** Start SUPPLIED INFORMATION **

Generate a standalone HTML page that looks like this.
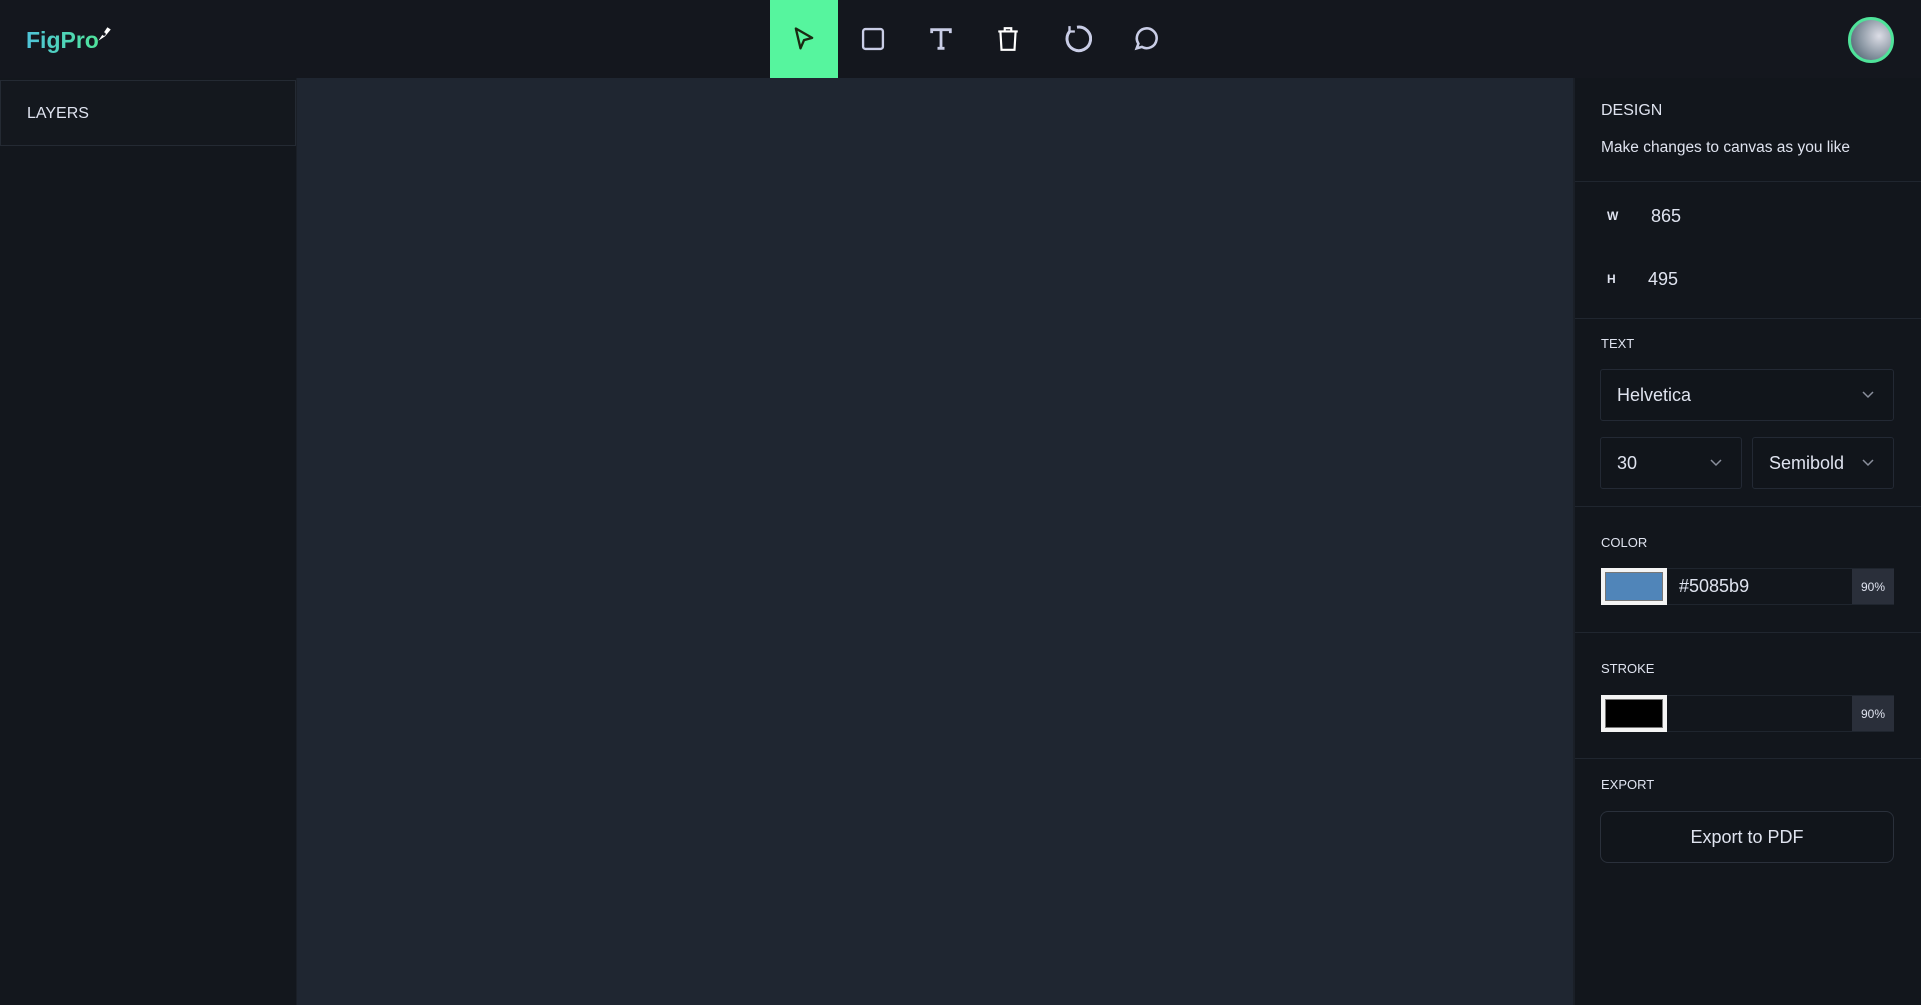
<!DOCTYPE html>
<html><head><meta charset="utf-8"><style>
*{box-sizing:border-box;margin:0;padding:0}
body{width:1921px;height:1005px;overflow:hidden;background:#1f2631;font-family:"Liberation Sans",sans-serif;color:#dfe3ef;position:relative}
.nav{position:absolute;left:0;top:0;width:1921px;height:78px;background:#14171e}
.logo{position:absolute;left:26px;top:27px;font-size:23px;font-weight:bold;background:linear-gradient(90deg,#4fc3d9,#4fe39a);-webkit-background-clip:text;color:transparent}
.tool{position:absolute;top:0;width:68px;height:78px;display:flex;align-items:center;justify-content:center}
.left{position:absolute;left:0;top:78px;width:297px;height:927px;background:#13171d;border-right:1px solid #1a1f27}
.layers{height:66px;border:1px solid #242a33;background:#14181e;padding:24px 26px;font-size:16px;margin-top:2px}
.right{position:absolute;left:1573px;top:78px;width:348px;height:927px;background:#12161c;border-left:2px solid #1a1f27}
.r{position:absolute;left:26px}
.sep{position:absolute;left:0;width:348px;height:1px;background:#20262f}
.lab{font-size:13px}
.box{position:absolute;border:1px solid #232934;border-radius:3px;display:flex;align-items:center;padding-left:16px;font-size:18px;background:#11151b}
.chev{position:absolute;right:18px;top:50%;margin-top:-6px}
.sw{position:absolute;width:66px;height:37px;background:#f4f4f4;padding:4px 4px}
.pct{position:absolute;width:42px;background:#2a2f3a;font-size:12px;display:flex;align-items:center;justify-content:center}
</style></head><body>
<div class="nav">
<div class="logo">FigPro<svg width="16" height="18" viewBox="0 0 14 16" style="position:absolute;left:70px;top:-2px"><path d="M2 14 L6 8 L10 2 L13 4 L8 10 Z" fill="#fff"/><circle cx="7" cy="8" r="1.5" fill="#14171e"/></svg></div>
<div class="tool" style="left:770px;background:#56f59e"><svg width="28" height="28" viewBox="0 0 24 24" fill="none" stroke="#1b2a12" stroke-width="2" stroke-linejoin="round"><path d="M5 3 L19 11 L12 13 L9 20 Z"/></svg></div>
<div class="tool" style="left:839px"><svg width="28" height="28" viewBox="0 0 24 24" fill="none" stroke="#c9cde6" stroke-width="2"><rect x="3.5" y="3.5" width="17" height="17" rx="2"/></svg></div>
<div class="tool" style="left:907px"><svg width="28" height="28" viewBox="0 0 24 24" fill="none" stroke="#c9cde6" stroke-width="2.4"><path d="M4 7V4H20V7M12 4V20M9 20H15"/></svg></div>
<div class="tool" style="left:974px"><svg width="26" height="30" viewBox="0 0 24 26" fill="none" stroke="#fff" stroke-width="2"><path d="M3 6H21M9 6V3H15V6M5 6L6 23H18L19 6"/></svg></div>
<div class="tool" style="left:1043px"><svg width="30" height="30" viewBox="0 0 28 28" fill="none" stroke="#c9cde6" stroke-width="2.8"><path d="M8 6A11 11 0 1 0 14 3"/><path d="M7 2V7H12" stroke-width="2.2"/></svg></div>
<div class="tool" style="left:1112px"><svg width="28" height="28" viewBox="0 0 24 24" fill="none" stroke="#c9cde6" stroke-width="2.2"><path d="M4 20L5.5 16A8.5 8.5 0 1 1 8.5 18.8Z"/></svg></div>
<div style="position:absolute;left:1848px;top:17px;width:46px;height:46px;border-radius:50%;border:3px solid #4fe39a;background:radial-gradient(circle at 70% 40%,#dcdde6,#8e9aa6 50%,#3d5563)"></div>
</div>
<div class="left"><div class="layers">LAYERS</div></div>
<div class="right">
<div class="r" style="top:24px;font-size:16px">DESIGN</div>
<div class="r" style="top:61px;font-size:15.5px">Make changes to canvas as you like</div>
<div class="sep" style="top:103px"></div>
<div class="r" style="top:131px;font-size:12px;font-weight:bold;left:32px">W</div>
<div class="r" style="top:128px;font-size:18px;left:76px">865</div>
<div class="r" style="top:194px;font-size:12px;font-weight:bold;left:32px">H</div>
<div class="r" style="top:191px;font-size:18px;left:73px">495</div>
<div class="sep" style="top:240px"></div>
<div class="r lab" style="top:258px">TEXT</div>
<div class="box" style="left:25px;top:291px;width:294px;height:52px">Helvetica<svg class="chev" width="14" height="12" viewBox="0 0 14 12" fill="none" stroke="#8a8f9c" stroke-width="1.5"><path d="M2 3L7 8L12 3"/></svg></div>
<div class="box" style="left:25px;top:359px;width:142px;height:52px">30<svg class="chev" width="14" height="12" viewBox="0 0 14 12" fill="none" stroke="#8a8f9c" stroke-width="1.5"><path d="M2 3L7 8L12 3"/></svg></div>
<div class="box" style="left:177px;top:359px;width:142px;height:52px;padding-left:16px">Semibold<svg class="chev" width="14" height="12" viewBox="0 0 14 12" fill="none" stroke="#8a8f9c" stroke-width="1.5"><path d="M2 3L7 8L12 3"/></svg></div>
<div class="sep" style="top:428px"></div>
<div class="r lab" style="top:457px">COLOR</div>
<div style="position:absolute;left:26px;top:490px;width:293px;height:37px;border:1px solid #1f252e"></div>
<div class="sw" style="left:26px;top:490px"><div style="width:100%;height:100%;background:#5085b9;border:1px solid #777"></div></div>
<div class="r" style="left:104px;top:498px;font-size:18px">#5085b9</div>
<div class="pct" style="left:277px;top:491px;height:35px">90%</div>
<div class="sep" style="top:554px"></div>
<div class="r lab" style="top:583px">STROKE</div>
<div style="position:absolute;left:26px;top:617px;width:293px;height:37px;border:1px solid #1f252e"></div>
<div class="sw" style="left:26px;top:617px"><div style="width:100%;height:100%;background:#000;border:1px solid #777"></div></div>
<div class="pct" style="left:277px;top:618px;height:35px">90%</div>
<div class="sep" style="top:680px"></div>
<div class="r lab" style="top:699px">EXPORT</div>
<div class="box" style="left:25px;top:733px;width:294px;height:52px;border-radius:8px;justify-content:center;padding:0;border-color:#2a303b">Export to PDF</div>
</div>
</body></html>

** End SUPPLIED INFORMATION **

REQUIRED TASK: Of the lines in this listing, report how many contain the string "like", and give the number only.

RESPONSE TO THE TASK: 2